** begin Extracted data **

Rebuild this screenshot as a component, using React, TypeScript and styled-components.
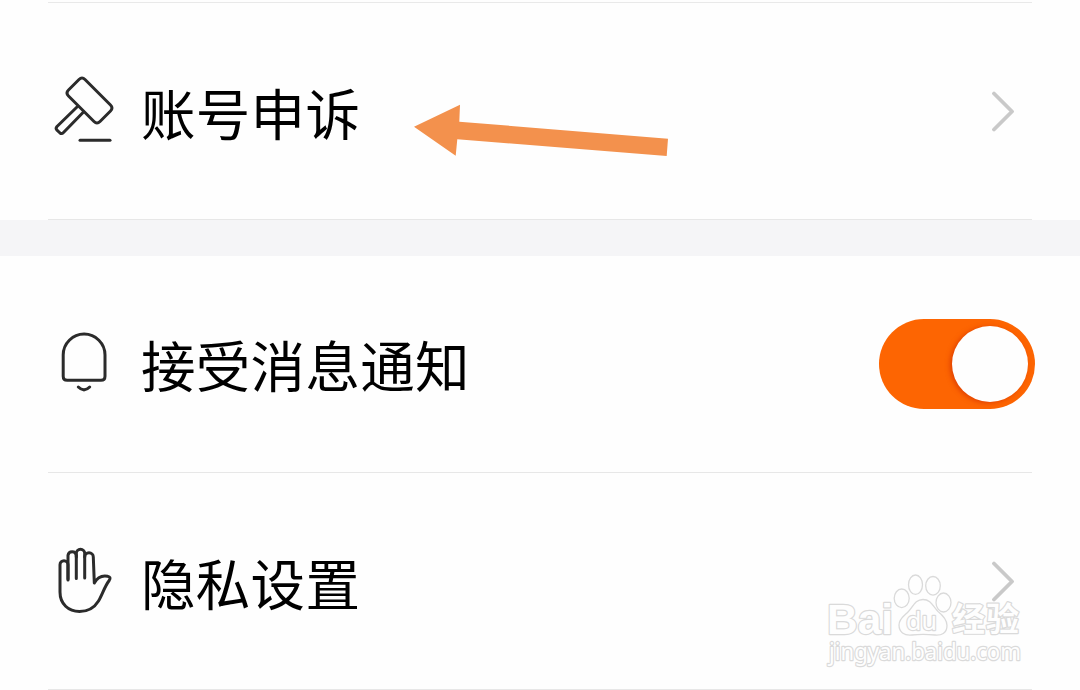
import type { ReactNode } from 'react';
import styled, { createGlobalStyle } from 'styled-components';

const GlobalStyle = createGlobalStyle`
  * {
    box-sizing: border-box;
  }
  body {
    margin: 0;
    background: #fefefe;
    font-family: 'Noto Sans CJK SC', sans-serif;
    overflow: hidden;
  }
`;

const Page = styled.main`
  position: relative;
  width: 1080px;
  height: 690px;
  padding-top: 2px;
  overflow: hidden;
`;

const Section = styled.section<{ $topLine?: boolean }>`
  padding: 0 48px;

  &::before {
    content: '';
    display: ${({ $topLine }) => ($topLine ? 'block' : 'none')};
    height: 1px;
    background: #e9e9e9;
  }
`;

const SectionGap = styled.div`
  height: 36px;
  background: #f5f5f7;
`;

const Row = styled.div`
  display: flex;
  align-items: center;
  height: 217px;
  border-bottom: 1px solid #e7e7e7;
`;

const Label = styled.span<{ $shift?: number }>`
  flex: 1;
  margin-left: 21px;
  padding-top: ${({ $shift }) => $shift ?? 0}px;
  color: #000;
  font-size: 54.5px;
  letter-spacing: 0.3px;
  line-height: 80px;
  white-space: nowrap;
`;

const IconSvg = styled.svg`
  flex: none;
  width: 72px;
  height: 72px;
  fill: none;
  stroke: #2b2b2b;
  stroke-width: 3;
  stroke-linecap: round;
  stroke-linejoin: round;
`;

const ChevronSvg = styled.svg`
  flex: none;
  width: 24px;
  height: 42px;
  margin-right: 17px;
  fill: none;
  stroke: #c9c9c9;
  stroke-width: 3.8;
  stroke-linecap: round;
  stroke-linejoin: round;
`;

const Switch = styled.button`
  display: flex;
  flex: none;
  align-items: center;
  justify-content: flex-end;
  width: 156px;
  height: 90px;
  margin-right: -3px;
  padding: 0 7px 0 0;
  border: 0;
  border-radius: 45px;
  background: #fd6502;
`;

const Knob = styled.span`
  width: 76px;
  height: 76px;
  border-radius: 50%;
  background: #fefefe;
  box-shadow: -2px 1px 5px rgba(205, 40, 0, 0.6);
`;

const PointerArrow = styled.svg`
  position: absolute;
  top: 100px;
  left: 410px;
  width: 262px;
  height: 60px;
  fill: #f3914d;
`;

const Watermark = styled.svg`
  position: absolute;
  top: 570px;
  left: 820px;
  width: 210px;
  height: 100px;
  fill: #fefefe;
  stroke: #dadada;
  stroke-width: 1.3;
  stroke-linejoin: round;

  text {
    stroke-width: 2.4;
    paint-order: stroke;
  }
  .bold {
    font-family: 'Liberation Sans', sans-serif;
    font-weight: bold;
  }
  .cjk {
    font-family: 'Noto Sans CJK SC', sans-serif;
    font-weight: bold;
  }
  .light {
    font-family: 'Noto Sans', sans-serif;
  }
`;

const GavelIcon = () => (
  <IconSvg viewBox="0 0 72 72">
    <path d="M31 4.500 20.500 15Q17.500 18 20.500 21L46 46.500Q49 49.500 52 46.500L62.500 36Q65.500 33 62.500 30L37 4.500Q34 1.500 31 4.500Z" />
    <path d="M29 32 9 51.500Q7.300 53.500 9 55.200L12 58Q13.800 59.300 15.500 57.500L35.500 37" />
    <path d="M32 65.300h30" />
  </IconSvg>
);

const BellIcon = () => (
  <IconSvg viewBox="0 0 72 72">
    <path d="M15.200 27a20.900 20.900 0 0 1 41.800 0V48.300q0 4-4 4H19.200q-4 0-4-4Z" />
    <path d="M30.300 59q5.700 5.600 11.400 0" />
  </IconSvg>
);

const HandIcon = () => (
  <IconSvg viewBox="0 0 72 72">
    <path d="M20 35V19.700a4 4 0 0 0-8 0V47C12 59 20.500 66.500 31.500 66.500c9 0 15-4 19-10.500 4-6.500 6-14.500 10.700-20.500Q63.500 32 59.500 31.200C53 30 49 33 46.300 38L45.300 12a4.300 4.300 0 0 0-8.600 0" />
    <path d="M20 34V10.300a4.200 4.200 0 0 1 8.300 0V33.500" />
    <path d="M28.300 12V8.500a4.200 4.200 0 0 1 8.400 0V33" />
  </IconSvg>
);

const Chevron = () => (
  <ChevronSvg viewBox="0 0 24 42">
    <path d="M3 3.500 21 21.500 3 39.500" />
  </ChevronSvg>
);

interface SettingRowProps {
  icon: ReactNode;
  label: string;
  shift?: number;
  children: ReactNode;
}

const SettingRow = ({ icon, label, shift, children }: SettingRowProps) => (
  <Row>
    {icon}
    <Label $shift={shift}>{label}</Label>
    {children}
  </Row>
);

const App = () => {
  return (
    <Page>
      <GlobalStyle />
      <Section $topLine>
        <SettingRow icon={<GavelIcon />} label="账号申诉" shift={1}>
          <Chevron />
        </SettingRow>
      </Section>
      <SectionGap />
      <Section>
        <SettingRow icon={<BellIcon />} label="接受消息通知">
          <Switch type="button" role="switch" aria-checked="true">
            <Knob />
          </Switch>
        </SettingRow>
        <SettingRow icon={<HandIcon />} label="隐私设置" shift={1}>
          <Chevron />
        </SettingRow>
      </Section>
      <PointerArrow viewBox="0 0 262 60">
        <path d="M4 26.700 50 4.700 49.300 21.700 258 38.700 256.700 56 47.300 39.300 45.700 55.700Z" />
      </PointerArrow>
      <Watermark viewBox="0 0 210 100">
        <text className="bold" x="7" y="63.500" fontSize="42" textLength="66" lengthAdjust="spacingAndGlyphs">
          Bai
        </text>
        <ellipse cx="81.700" cy="28.300" rx="7.500" ry="9.300" />
        <ellipse cx="95.500" cy="14.700" rx="7" ry="9.700" />
        <ellipse cx="113" cy="15.800" rx="7.300" ry="9.300" />
        <ellipse cx="123.500" cy="32.500" rx="7.500" ry="9.500" />
        <path d="M103 29.500c8 0 10 7 15 12 5 4 9 8 9 14 0 8-6 10-12 9.500-8-.700-16-.700-23 0-8 .800-13-3-13-10 0-6 5-9 9-13 5-5 7-12.500 15-12.500Z" />
        <text className="light" x="86" y="60" fontSize="26" textLength="31" lengthAdjust="spacingAndGlyphs">
          du
        </text>
        <text className="cjk" x="132" y="61" fontSize="33" textLength="67">
          经验
        </text>
        <text className="light" x="9" y="90" fontSize="23" textLength="192" lengthAdjust="spacingAndGlyphs">
          jingyan.baidu.com
        </text>
      </Watermark>
    </Page>
  );
};

export default App;
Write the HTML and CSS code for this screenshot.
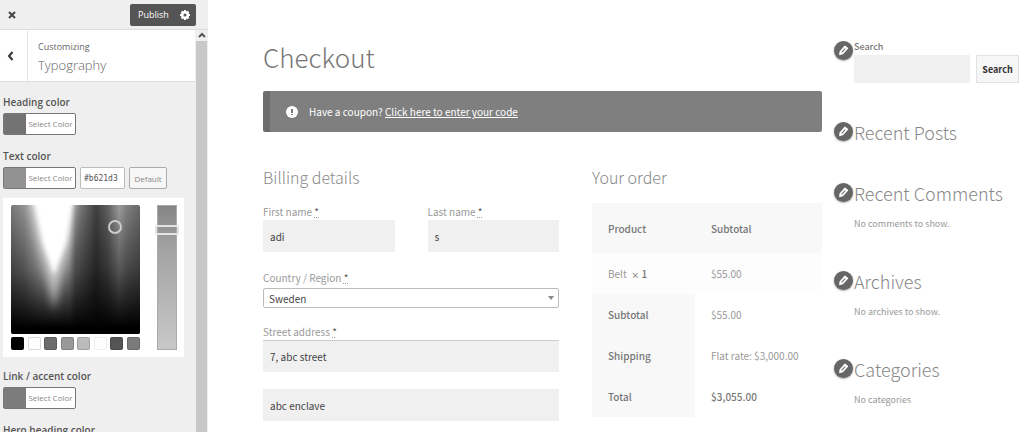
FILE: index.html
```html
<!DOCTYPE html>
<html lang="en">
<head>
  <meta charset="UTF-8" />
  <meta name="viewport" content="width=device-width, initial-scale=1.0" />
  <title>Customize: Checkout</title>
  <link rel="stylesheet" href="styles.css">
</head>

<body>
  <svg class="sprite" aria-hidden="true">
    <symbol id="pencil" viewBox="0 0 20 20">
      <path fill="currentColor" fill-rule="evenodd" d="M13.2 1.2 L18 5 Q19 6 18.2 7 L9 17 L2 18.6 L2.8 11.6 L11.4 1.7 Q12.3 0.7 13.2 1.2 Z M6 12.8 L7.4 14 L14 7 L12.6 5.8 Z" />
    </symbol>
  </svg>

  <aside class="customizer">
    <header class="customizer-header">
      <button class="close-button" aria-label="Close">
        <svg width="8" height="8" viewBox="0 0 8 8"><path d="M1 1 L7 7 M7 1 L1 7" stroke="#444" stroke-width="2" /></svg>
      </button>
      <button class="publish-button">
        Publish
        <svg width="10" height="10" viewBox="0 0 20 20">
          <circle cx="10" cy="10" r="5.5" fill="none" stroke="#fff" stroke-width="5" />
          <path d="M10 0 V4 M10 16 V20 M0 10 H4 M16 10 H20 M3 3 L6 6 M14 14 L17 17 M17 3 L14 6 M6 14 L3 17" stroke="#fff" stroke-width="4" />
        </svg>
      </button>
    </header>

    <div class="customizer-body">
      <div class="panel">
        <div class="panel-title">
          <button class="back-button" aria-label="Back">
            <svg width="7" height="10" viewBox="0 0 7 10"><path d="M5.5 1 L2 5 L5.5 9" fill="none" stroke="#333" stroke-width="2" /></svg>
          </button>
          <h3><span>Customizing</span>Typography</h3>
        </div>

        <div class="controls">
          <section class="control">
            <h4>Heading color</h4>
            <button class="color-button"><i class="heading-swatch"></i><span>Select Color</span></button>
          </section>

          <section class="control">
            <h4>Text color</h4>
            <div class="color-row">
              <button class="color-button"><i class="text-swatch"></i><span>Select Color</span></button>
              <input class="hex-input" type="text" value="#b621d3" aria-label="Text color value" />
              <button class="default-button">Default</button>
            </div>
            <div class="picker">
              <div class="picker-main">
                <svg class="picker-square" viewBox="0 0 129 129">
                  <defs>
                    <linearGradient id="hue">
                      <stop offset="0" stop-color="#777" />
                      <stop offset="0.1" stop-color="#929292" />
                      <stop offset="0.22" stop-color="#ddd" />
                      <stop offset="0.33" stop-color="#fff" />
                      <stop offset="0.45" stop-color="#ddd" />
                      <stop offset="0.5" stop-color="#888" />
                      <stop offset="0.66" stop-color="#404040" />
                      <stop offset="0.75" stop-color="#606060" />
                      <stop offset="0.84" stop-color="#9c9c9c" />
                      <stop offset="0.9" stop-color="#808080" />
                      <stop offset="1" stop-color="#686868" />
                    </linearGradient>
                    <linearGradient id="shade" x2="0" y2="1">
                      <stop offset="0" stop-color="#000" stop-opacity="0" />
                      <stop offset="0.5" stop-color="#000" stop-opacity="0.45" />
                      <stop offset="0.95" stop-color="#000" />
                    </linearGradient>
                    <filter id="soft" x="-50%" y="-50%" width="200%" height="200%"><feGaussianBlur stdDeviation="4" /></filter>
                    <filter id="crisp" x="-50%" y="-50%" width="200%" height="200%"><feGaussianBlur stdDeviation="2" /></filter>
                    <clipPath id="frame"><rect width="129" height="129" rx="2" /></clipPath>
                  </defs>
                  <g clip-path="url(#frame)">
                    <rect width="129" height="129" fill="url(#hue)" />
                    <rect width="129" height="129" fill="url(#shade)" />
                    <path d="M19 -20 L66 -20 L58 36 L43 106 L28 36 Z" fill="#fff" opacity="0.55" filter="url(#soft)" />
                    <path d="M22 -12 L62 -12 L55 38 L43 70 L32 38 Z" fill="#fff" filter="url(#crisp)" />
                  </g>
                  <circle cx="104" cy="22" r="6" fill="none" stroke="#ccc" stroke-width="2" />
                </svg>
                <div class="palette">
                  <i class="black"></i><i class="white"></i><i class="red"></i><i class="orange"></i>
                  <i class="yellow"></i><i class="light"></i><i class="blue"></i><i class="purple"></i>
                </div>
              </div>
              <div class="strip"><span class="strip-handle"></span></div>
            </div>
          </section>

          <section class="control">
            <h4>Link / accent color</h4>
            <button class="color-button"><i class="link-swatch"></i><span>Select Color</span></button>
          </section>

          <section class="control">
            <h4>Hero heading color</h4>
            <button class="color-button"><i class="heading-swatch"></i><span>Select Color</span></button>
          </section>
        </div>
      </div>
      <div class="scrollbar">
        <svg width="8" height="6" viewBox="0 0 8 6"><path d="M1 5 L4 2 L7 5" fill="none" stroke="#555" stroke-width="2" /></svg>
        <span class="thumb"></span>
      </div>
    </div>
  </aside>

  <div class="preview">
    <main class="checkout">
      <h1>Checkout</h1>

      <div class="coupon">
        <svg width="12" height="12" viewBox="0 0 12 12">
          <circle cx="6" cy="6" r="6" fill="#fff" />
          <path d="M6 3 V7 M6 8 V9" stroke="#777" stroke-width="2" />
        </svg>
        <p>Have a coupon? <a href="#">Click here to enter your code</a></p>
      </div>

      <div class="columns">
        <form class="billing">
          <h2>Billing details</h2>
          <div class="names">
            <div class="field">
              <label for="first">First name <abbr title="required">*</abbr></label>
              <input id="first" type="text" value="adi" />
            </div>
            <div class="field">
              <label for="last">Last name <abbr title="required">*</abbr></label>
              <input id="last" type="text" value="s" />
            </div>
          </div>
          <div class="field country">
            <label for="country">Country / Region <abbr title="required">*</abbr></label>
            <div class="select">
              <select id="country"><option>Sweden</option></select>
            </div>
          </div>
          <div class="field street">
            <label for="street">Street address <abbr title="required">*</abbr></label>
            <input id="street" type="text" value="7, abc street" />
          </div>
          <input type="text" value="abc enclave" aria-label="Apartment, suite, unit" />
        </form>

        <section class="order">
          <h2>Your order</h2>
          <table>
            <thead>
              <tr><th>Product</th><th>Subtotal</th></tr>
            </thead>
            <tbody>
              <tr><td>Belt&nbsp; <strong><small>×</small> 1</strong></td><td>$55.00</td></tr>
            </tbody>
            <tfoot>
              <tr><th>Subtotal</th><td>$55.00</td></tr>
              <tr><th>Shipping</th><td>Flat rate: $3,000.00</td></tr>
              <tr><th>Total</th><td><strong>$3,055.00</strong></td></tr>
            </tfoot>
          </table>
        </section>
      </div>
    </main>

    <aside class="widgets">
      <section class="widget search-widget">
        <button class="edit" aria-label="Edit search"><svg><use href="#pencil" /></svg></button>
        <form class="search">
          <label for="search">Search</label>
          <div class="search-row">
            <input id="search" type="text" />
            <button type="button">Search</button>
          </div>
        </form>
      </section>
      <section class="widget">
        <button class="edit" aria-label="Edit recent posts"><svg><use href="#pencil" /></svg></button>
        <h2>Recent Posts</h2>
      </section>
      <section class="widget">
        <button class="edit" aria-label="Edit recent comments"><svg><use href="#pencil" /></svg></button>
        <h2>Recent Comments</h2>
        <p>No comments to show.</p>
      </section>
      <section class="widget">
        <button class="edit" aria-label="Edit archives"><svg><use href="#pencil" /></svg></button>
        <h2>Archives</h2>
        <p>No archives to show.</p>
      </section>
      <section class="widget">
        <button class="edit" aria-label="Edit categories"><svg><use href="#pencil" /></svg></button>
        <h2>Categories</h2>
        <p>No categories</p>
      </section>
    </aside>
  </div>
</body>
</html>
```
FILE: styles.css
```css
* {
  box-sizing: border-box;
}

body {
  display: flex;
  height: 100vh;
  margin: 0;
  overflow: hidden;
  background: #fff;
}

h1,
h2,
h3,
h4,
p {
  margin: 0;
  font-weight: 400;
}

button,
input,
select {
  margin: 0;
  padding: 0;
  border: 0;
  border-radius: 0;
  font: inherit;
  color: inherit;
  background: none;
}

.sprite {
  position: absolute;
  width: 0;
  height: 0;
}

/* Customizer */

.customizer {
  display: flex;
  flex: 0 0 208px;
  flex-direction: column;
  background: #efefef;
  color: #555;
  font-family: "Open Sans", sans-serif;
  font-size: 9px;
}

.customizer-header {
  display: flex;
  flex: 0 0 30px;
  align-items: center;
  justify-content: space-between;
  padding-right: 12px;
  border-bottom: 1px solid #ddd;
}

.close-button {
  display: grid;
  place-items: center;
  width: 23px;
  height: 28px;
}

.publish-button {
  display: flex;
  align-items: center;
  justify-content: space-between;
  width: 66px;
  height: 22px;
  padding: 0 6px 0 8px;
  border-radius: 2px;
  background: #555;
  color: #fff;
}

.customizer-body {
  display: flex;
  flex: 1;
  min-height: 0;
}

.panel {
  flex: 1;
  overflow: hidden;
}

.panel-title {
  display: flex;
  height: 52px;
  border-bottom: 1px solid #ddd;
  background: #fff;
}

.back-button {
  display: grid;
  place-items: center;
  width: 28px;
  padding-right: 6px;
  border-right: 1px solid #e4e4e4;
}

.panel-title h3 {
  padding: 10px;
  color: #666;
  font-size: 13px;
  font-weight: 300;
  line-height: 22px;
}

.panel-title span {
  display: block;
  font-size: 9px;
  font-weight: 400;
  line-height: 14px;
}

.controls {
  padding: 11px 11px 0 3px;
}

.control {
  margin-bottom: 12px;
}

.control h4 {
  margin-bottom: 2px;
  font-size: 10px;
  font-weight: 600;
  line-height: 18px;
}

.color-row {
  display: flex;
  gap: 4px;
}

.color-button {
  display: flex;
  width: 73px;
  height: 22px;
  border: 1px solid #777;
  border-radius: 2px;
  background: #fff;
  color: #888;
  font-size: 8px;
}

.color-button i {
  width: 22px;
  height: 20px;
}

.color-button span {
  flex: 1;
  line-height: 20px;
}

.heading-swatch {
  background: #737373;
}

.text-swatch {
  background: #929292;
}

.link-swatch {
  background: #7c7c7c;
}

.hex-input {
  width: 45px;
  height: 22px;
  padding: 0 3px;
  border: 1px solid #bbb;
  border-radius: 2px;
  background: #fff;
  font-family: "DejaVu Sans Mono", monospace;
  font-size: 8px;
}

.default-button {
  width: 38px;
  height: 22px;
  border: 1px solid #aaa;
  border-radius: 2px;
  background: #f6f6f6;
  color: #888;
  font-size: 8px;
}

.picker {
  display: flex;
  justify-content: space-between;
  margin: 9px 0 -2px;
  padding: 7px 7px 7px 8px;
  background: #fff;
}

.picker-main {
  width: 129px;
}

.picker-square {
  display: block;
  width: 100%;
}

.palette {
  display: flex;
  justify-content: space-between;
  margin-top: 3px;
}

.palette i {
  width: 13px;
  height: 13px;
  border: 1px solid rgba(0, 0, 0, 0.15);
  border-radius: 2px;
}

.black {
  background: #000;
}

.white {
  background: #fff;
}

.red {
  background: #6c6c6c;
}

.orange {
  background: #999;
}

.yellow {
  background: #bbb;
}

.palette .light {
  border-color: #eee;
}

.blue {
  background: #555;
}

.purple {
  background: #7b7b7b;
}

.strip {
  position: relative;
  width: 20px;
  border: 1px solid #aaa;
  background: linear-gradient(#858585, #a3a3a3 30%, #c8c8c8);
}

.strip-handle {
  position: absolute;
  top: 19px;
  right: -3px;
  left: -3px;
  height: 10px;
  border: 2px solid #e4e4e4;
  border-radius: 2px;
}

.scrollbar {
  display: flex;
  flex: 0 0 13px;
  flex-direction: column;
  align-items: center;
  padding-top: 2px;
}

.thumb {
  flex: 1;
  width: 11px;
  margin-top: 3px;
  background: #c8c8c8;
}

/* Storefront preview */

.preview {
  display: flex;
  flex: 1;
  gap: 12px;
  padding: 41px 5px 0 55px;
  overflow: hidden;
  color: #999;
  font-family: "Noto Sans CJK SC", sans-serif;
  font-size: 10px;
}

.checkout {
  flex: 1;
}

h1 {
  color: #777;
  font-size: 26px;
  font-weight: 300;
  line-height: 32px;
}

h2 {
  color: #888;
  font-size: 16px;
  font-weight: 300;
  line-height: 24px;
}

.coupon {
  display: flex;
  gap: 11px;
  align-items: center;
  height: 41px;
  margin: 18px 0 33px;
  padding-left: 16px;
  border-left: 7px solid #6c6c6c;
  border-radius: 2px;
  background: #7f7f7f;
  color: #fff;
}

.coupon a {
  color: inherit;
}

.columns {
  display: grid;
  grid-template-columns: 296fr 230fr;
  gap: 33px;
}

.names {
  display: grid;
  grid-template-columns: 1fr 1fr;
  gap: 33px;
  margin-top: 15px;
}

label {
  display: block;
  line-height: 16px;
}

abbr {
  color: #555;
  text-decoration: underline dotted 1px #999;
}

.billing input,
.search input {
  display: block;
  width: 100%;
  height: 32px;
  padding: 0 7px;
  background: #f0f0f0;
  color: #444;
}

.country {
  margin-top: 18px;
}

.select {
  display: grid;
  align-items: center;
  margin-top: 2px;
}

.select select {
  grid-area: 1 / 1;
  height: 20px;
  padding: 0 5px;
  border: 1px solid #bbb;
  border-radius: 2px;
  appearance: none;
  color: #444;
}

.select::after {
  grid-area: 1 / 1;
  justify-self: end;
  margin-right: 5px;
  border: 3px solid transparent;
  border-top: 4px solid #888;
  border-bottom: 0;
  content: "";
  pointer-events: none;
}

.street {
  margin: 16px 0 17px;
}

.billing .street input {
  border-top: 1px solid #ccc;
}

table {
  width: 100%;
  margin-top: 14px;
  border-collapse: collapse;
  table-layout: fixed;
}

th,
td {
  height: 41px;
  padding: 0 0 0 16px;
  text-align: left;
}

th:first-child,
td:first-child {
  width: 103px;
}

th {
  background: #f8f8f8;
}

th,
strong {
  color: #777;
  font-weight: 500;
}

thead th {
  height: 50px;
}

tbody td {
  background: #fdfdfd;
}

small {
  font-size: 8px;
}

/* Widgets */

.widgets {
  display: flex;
  flex: 0 0 185px;
  flex-direction: column;
  gap: 37px;
}

.widget {
  display: grid;
  grid-template-columns: 19px 1fr;
  column-gap: 1px;
}

.widget h2 {
  font-size: 18px;
}

.widget p {
  grid-column: 2;
  margin-top: 11px;
  font-size: 9px;
  line-height: 16px;
}

.edit {
  display: grid;
  place-items: center;
  width: 19px;
  height: 19px;
  margin-top: 2px;
  border-radius: 50%;
  background: #666;
  box-shadow: 0 1px 2px #aaa;
  color: #fff;
}

.search-widget .edit {
  margin-top: 0;
}

.edit svg {
  width: 11px;
  height: 11px;
}

.search label {
  margin-bottom: 2px;
  color: #777;
  font-size: 9px;
  font-weight: 500;
  line-height: 12px;
}

.search-row {
  display: flex;
  gap: 6px;
}

.search input {
  flex: 1;
  min-width: 0;
  height: 28px;
}

.search button {
  width: 43px;
  height: 28px;
  border: 1px solid #e2e2e2;
  background: #f6f6f6;
  color: #333;
  font-size: 9px;
  font-weight: 700;
}
```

** end Extracted data **

» **Directions for this task**:
Answer with one number only: how many lines above contain the word "code".

» **Answer for this exercise**:
2